Die Qualitätsstandards bei Eigenmarken sind hoch. Die Händler, unter deren Namen das Produkt verkauft wird, haben höchstes Interesse daran, dass dieses keinen Grund zur Beanstandung gibt. Andernfalls fielen Unwägbarkeiten auf sie selbst zurück.
Entsprechend streng sind die Kontrollen. Gegenüber dem Hersteller – häufig sind es Mittelständler – ist die Verhandlungsposition des Händlers stark. In vielen Fällen verlagern Markenartikelhersteller ihre Produktion ins Eigenmarkensegment, wenn sie durch günstigere Markenkonkurrenz unter Druck geraten.
Markentreue durch Teuerung erschüttert
In Summe bleibt das Geschäft mit der Eigenmarke jedoch hart. Die Ausgaben für den durchschnittlichen Einkauf stiegen Erhebungen zufolge weniger stark als die Teuerung. Der Grund dafür jedoch war, dass die Bürger Konsumverzicht übten.
Um der Cheapflation entgegenzuwirken, helfen Konsumenten vor allem Strategien wie intensivere Preisvergleiche, der Kauf von Großpackungen oder die Nutzung von Rabattaktionen. Einer der Verlierer der Inflation in Deutschland ist jedenfalls die Markentreue.
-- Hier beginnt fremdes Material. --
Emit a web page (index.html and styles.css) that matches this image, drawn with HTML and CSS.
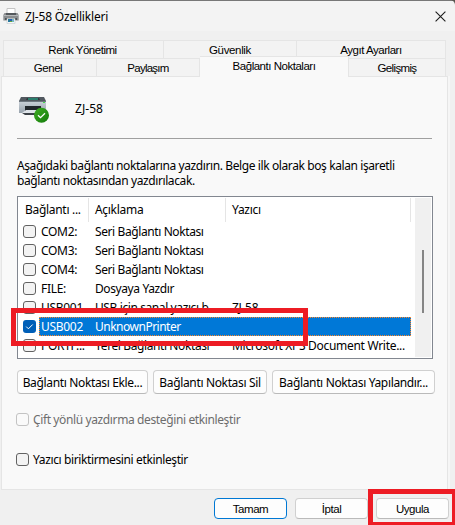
FILE: index.html
```html
<!DOCTYPE html>
<html lang="tr">
<head>
<meta charset="utf-8">
<title>ZJ-58 Özellikleri</title>
<link rel="stylesheet" href="styles.css">
</head>
<body>
<div class="window">
  <header class="titlebar">
    <svg class="app-icon" width="16" height="16" viewBox="0 0 16 16">
      <path d="M4 .5h8v6H4z" fill="#fff" stroke="#c4c4c4"/>
      <path d="M1.500 5h13l1.200 2v5.500H.3V7z" fill="#8b8e90"/>
      <path d="M3 5h10v3H3z" fill="#54585c"/>
      <path d="M.5 7.500h15" stroke="#b5b8ba"/>
      <path d="M2 10h12v2H2z" fill="#4f5357"/>
      <path d="M4 10.500h8v5H4z" fill="#f4f7f8" stroke="#c5c9cb" stroke-width=".6"/>
      <path d="M5 11h2v3H5z" fill="#29779b"/><path d="M7 11h2v2H7z" fill="#275db2"/><path d="M9 11h2v3H9z" fill="#72b8c5"/>
      <path d="M7 13h2v1H7z" fill="#6ba53a"/>
    </svg>
    <h1 class="title">ZJ-58 Özellikleri</h1>
    <svg class="close" width="11" height="11" viewBox="0 0 11 11"><path d="M.6.600l9.800 9.800M10.400.600L.600 10.400" stroke="#1c1c1c" stroke-width="1.100"/></svg>
  </header>

  <nav class="tabs">
    <div class="tab-row back">
      <span class="tab t-color">Renk Yönetimi</span><span class="tab t-security">Güvenlik</span><span class="tab t-device">Aygıt Ayarları</span>
    </div>
    <div class="tab-row front">
      <span class="tab t-general">Genel</span><span class="tab t-share">Paylaşım</span><span class="tab active">Bağlantı Noktaları</span><span class="tab t-advanced">Gelişmiş</span>
    </div>
  </nav>

  <main class="panel">
    <div class="printer">
      <svg width="32" height="32" viewBox="0 0 32 32">
        <defs>
          <linearGradient id="body" x1="0" y1="0" x2="0" y2="1"><stop offset="0" stop-color="#cbd2d9"/><stop offset="1" stop-color="#98a3ad"/></linearGradient>
          <linearGradient id="ok" x1="0" y1="0" x2="1" y2="1"><stop offset="0" stop-color="#3fae22"/><stop offset="1" stop-color="#137a0c"/></linearGradient>
        </defs>
        <path d="M3 3h23l2 4H1z" fill="#525960"/>
        <path d="M9 4h12l1 2H8z" fill="#30363b"/><path d="M10 4.500h10v1H10z" fill="#27c9a2"/>
        <path d="M1 7h27v12H1z" fill="url(#body)"/>
        <path d="M1 7h27v1H1z" fill="#6e7780"/>
        <path d="M7 12h16v5H7z" fill="#22272c"/>
        <path d="M8 16h14l1 3H4z" fill="#dfe4e9"/>
        <path d="M4 19h18v2H7z" fill="#3c4248"/>
        <path d="M25 8h2v1h-2z" fill="#42dd4a"/>
        <circle cx="23.500" cy="21.200" r="7.500" fill="url(#ok)"/>
        <path d="M20 21.200l2.500 2.500 4.500-4.500" fill="none" stroke="#fff" stroke-width="1.300"/>
      </svg>
      <span class="printer-name">ZJ-58</span>
    </div>
    <hr class="rule">
    <p class="intro"><span class="line">Aşağıdaki bağlantı noktalarına yazdırın. Belge ilk olarak boş kalan işaretli</span><span class="line">bağlantı noktasından yazdırılacak.</span></p>

    <section class="list">
      <div class="table">
        <div class="head"><span>Bağlantı ...</span><span>Açıklama</span><span>Yazıcı</span></div>
        <div class="row"><i class="check"></i><span class="port">COM2:</span><span class="desc">Seri Bağlantı Noktası</span></div>
        <div class="row"><i class="check"></i><span class="port">COM3:</span><span class="desc">Seri Bağlantı Noktası</span></div>
        <div class="row"><i class="check"></i><span class="port">COM4:</span><span class="desc">Seri Bağlantı Noktası</span></div>
        <div class="row"><i class="check"></i><span class="port">FILE:</span><span class="desc">Dosyaya Yazdır</span></div>
        <div class="row"><i class="check"></i><span class="port">USB001</span><span class="desc">USB için sanal yazıcı b...</span><span class="dev">ZJ-58</span></div>
        <div class="row"><i class="check on"><svg width="13" height="13" viewBox="0 0 13 13"><path d="M3.200 6.600l2.200 2.200 4.300-4.300" fill="none" stroke="#fff"/></svg></i><div class="selection"><span class="port">USB002</span><span class="desc unknown">UnknownPrinter</span></div></div>
        <div class="row"><i class="check"></i><span class="port">PORTP...</span><span class="desc">Yerel Bağlantı Noktası</span><span class="dev">Microsoft XPS Document Write...</span></div>
      </div>
      <div class="scrollbar"><div class="thumb"></div></div>
    </section>

    <div class="actions">
      <button class="btn add">Bağlantı Noktası Ekle...</button>
      <button class="btn delete">Bağlantı Noktası Sil</button>
      <button class="btn configure">Bağlantı Noktası Yapılandır...</button>
    </div>
    <label class="option disabled"><i class="check"></i><span>Çift yönlü yazdırma desteğini etkinleştir</span></label>
    <label class="option"><i class="check"></i><span>Yazıcı biriktirmesini etkinleştir</span></label>
  </main>

  <footer class="footer">
    <button class="btn small primary">Tamam</button>
    <button class="btn small">İptal</button>
    <button class="btn small">Uygula</button>
  </footer>
  <div class="mark mark-row"></div>
  <div class="mark mark-apply"></div>
</div>
</body>
</html>
```
FILE: styles.css
```css
* { box-sizing: border-box; }
body { margin: 0; background: #56544f; }
.window {
  position: relative; width: 455px; height: 525px; padding-top: 1px; overflow: hidden;
  font: 12px/15px "Noto Sans", sans-serif; letter-spacing: -.4px; color: #000; white-space: nowrap;
  background: linear-gradient(#777 1px, #f0f0f0 1px); border-top-right-radius: 5px;
}
.titlebar { height: 30px; display: flex; align-items: center; background: #f3f3f3; padding: 0 9px 0 3px; border-top-right-radius: 6px; }
.app-icon { margin-right: 6px; }
.title { margin: 0; font-size: 12px; font-weight: 400; flex: 1; letter-spacing: -.18px; }
.tabs { margin: 9px 0 0 3px; width: 443px; font: 11.5px/18px "Liberation Sans", sans-serif; letter-spacing: -.48px; }
.tab-row { display: flex; height: 18px; }
.tab { border: solid #e5e5e5; border-width: 1px 1px 0 0; background: #f3f3f3; text-align: center; }
.tab:first-child { border-left-width: 1px; }
.t-color { width: 161px; padding-right: 2px; }
.t-security { width: 133px; letter-spacing: -.35px; }
.t-device { width: 149px; }
.t-general { width: 94px; padding-right: 4px; letter-spacing: -.45px; }
.t-share { width: 103px; letter-spacing: -.75px; }
.active { width: 149px; height: 21px; margin-top: -2px; background: #f9f9f9; z-index: 1; }
.t-advanced { width: 97px; letter-spacing: -.65px; }
.panel { margin-left: 1px; width: 447px; height: 414px; background: #f9f9f9; border: 1px solid #e5e5e5; padding: 17px 0 0 15px; box-shadow: 2px 0 #f6f6f6; }
.printer { display: flex; align-items: center; height: 32px; }
.printer svg { margin-left: 1px; }
.printer-name { margin: 0 0 3px 25px; letter-spacing: .05px; }
.rule { width: 415px; height: 1px; margin: 12px 0 0; border: 0; background: #a0a0a0; }
.intro { margin: 19px 0 0; }
.line { display: block; }
.list { width: 416px; height: 163px; margin-top: 8px; border: 1px solid #828790; background: #fff; display: flex; padding: 1px 1px 1px 0; overflow: hidden; }
.table { width: 396px; overflow: hidden; }
.head { display: flex; width: 393px; height: 24px; line-height: 24px; letter-spacing: -.3px; }
.head span { border-right: 1px solid #e5e5e5; padding-left: 6px; }
.head span:nth-child(1) { width: 71px; padding-left: 7px; }
.head span:nth-child(2) { width: 137px; }
.head span:nth-child(3) { width: 185px; }
.row { display: flex; align-items: center; height: 19px; width: 393px; padding-left: 5px; }
.check { display: block; flex: none; width: 13px; height: 13px; border: 1px solid #626262; border-radius: 3px; background: #f3f3f3; }
.check.on { border: 0; background: #005fb8; }
.check svg { display: block; }
.port { width: 51px; padding-left: 2px; margin-left: 3px; line-height: 19px; letter-spacing: -.3px; }
.desc { width: 140px; padding-left: 5px; line-height: 19px; }
.dev { padding-left: 2px; line-height: 19px; letter-spacing: -.3px; }
.selection { display: flex; flex: 1; height: 19px; margin-left: 3px; color: #fff; background: #0078d7; outline: 1px dotted #ff8728; outline-offset: -1px; }
.selection .port { margin-left: 0; }
.unknown { letter-spacing: -.5px; }
.scrollbar { width: 16px; margin-left: auto; background: #f0f0f0; padding: 52px 0 0 7px; }
.thumb { width: 2px; height: 63px; background: #858585; }
.actions { display: flex; gap: 5px; margin-top: 11px; }
.btn { height: 24px; padding: 0; border: 1px solid #d0d0d0; border-bottom-color: #bababa; border-radius: 4px; background: #fdfdfd; font: inherit; letter-spacing: -.35px; color: #000; }
.add { width: 131px; }
.delete { width: 114px; }
.configure { width: 163px; }
.option { display: flex; align-items: center; height: 15px; margin: 18px 0 25px -1px; letter-spacing: -.38px; }
.option + .option { margin: 0 0 0 -1px; }
.option span { margin-left: 4px; }
.disabled { color: #6d6d6d; }
.disabled .check { border-color: #c3c3c3; background: #fafafa; }
.footer { display: flex; gap: 8px; margin: 8px 0 0 214px; }
.small { width: 73px; height: 21px; padding-top: 1px; font: 11.5px/15px "Liberation Sans", sans-serif; letter-spacing: -.45px; }
.primary { border-color: #0078d4; }
.mark { position: absolute; border: 5px solid #ed1c24; }
.mark-row { left: 11px; top: 308px; width: 297px; height: 38px; }
.mark-apply { left: 368px; top: 489px; width: 87px; height: 36px; border-width: 5px 3px 3px 5px; }
```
Laut dem „Handelsmarkenmonitor 2024“ schwenkten 59 Prozent der Befragten von Markenprodukten auf vermehrten Kauf von Handelsmarken um. Einer Studie von Publicis Sapient zufolge gaben 22 Prozent der deutschen Verbraucher an, dass ihre Markentreue im vergangenen Jahr gelitten habe. Ein wesentlicher Grund dafür waren die hohen Preise.